Grave? Conjoncturel? Une conséquence de la pandémie? Les trois pour le Secours Catholique. «Le taux de pauvreté ne rend compte que de la moitié de l’équation budgétaire que les ménages doivent résoudre, estime l’organisation caritative. L’autre moitié, ce sont les dépenses, et notamment celles sur lesquelles peu de marge de manœuvre existe à court terme, c’est-à-dire celles liées par un contrat (loyer, charges, assurances, frais scolaires…). Or ces dépenses pré-engagées absorbent en moyenne près de 60% du revenu des individus en situation de précarité, contre 30% pour l’ensemble de la population vivant en France», peut-on lire dans le document.
Moins de 5 euros par jour
La conclusion est simple. Quand on est jeune, issu d’une famille modeste, se loger aspire presque la totalité de vos revenus. S’alimenter devient donc un sujet de débrouille. Près de 20% des étudiants interrogés disent s’être tournés vers l’aide alimentaire du fait de la pandémie et de ses restrictions. Deux fois plus que l’ensemble des bénéficiaires.
Cette pauvreté ne fait que s’accroître avec l’actuelle crise énergétique. Deux ans après l’émergence de la crise sanitaire, la moitié des ménages étudiés par le Secours Catholique dispose «d’un reste pour vivre de moins de cinq euros par jour et par personne (ou 7,50 euros par jour et par unité de consommation), soit une diminution de 0,5 à 1 euro selon les ménages par rapport au niveau d’avant crise. Avec cela, il faut acheter à manger, des produits d’hygiène, s’habiller… Nous estimons la dépense minimale d’alimentation à au moins 7 euros par jour et par personne. 48% des ménages rencontrés se retrouvent donc dans l’incapacité de couvrir leur dépense alimentaire quotidienne (+3 points en deux ans)».
Plus d’un tiers du PIB en dépenses sociales
Comment en sortir dans un pays qui consacre 31% de son produit intérieur brut aux dépenses publiques sociales, alors que la moyenne des pays de l’OCDE (le club des pays riches) est d’environ 20%? Emmanuel Macron, on s’en souvient, s’était emporté en juin 2018 contre le «pognon de dingue» dépensé par l’État, sans parvenir à endiguer cette détérioration sociale.
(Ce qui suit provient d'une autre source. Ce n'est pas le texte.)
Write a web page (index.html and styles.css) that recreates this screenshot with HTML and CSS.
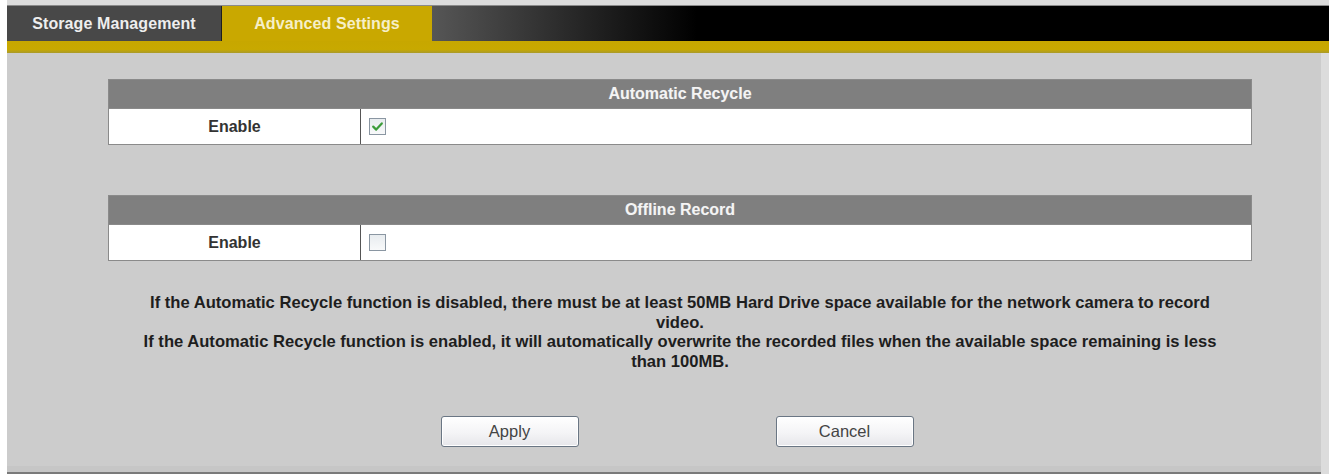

La question reste posée.
«Sous l’effet conjugué du renchérissement des prix immobiliers et de la fragilisation des ressources des plus précaires, la proportion de ménages devant consacrer plus du tiers de leurs ressources au logement s’est accrue de 7% entre 2020 et 2021 pour l’ensemble de la population française, et de 15% pour les plus modestes (atteignant respectivement 5,9% et 26,2% en 2021) conclut le Secours catholique. Cette pression croissante précipite nos concitoyens les plus fragiles dans la spirale des factures.»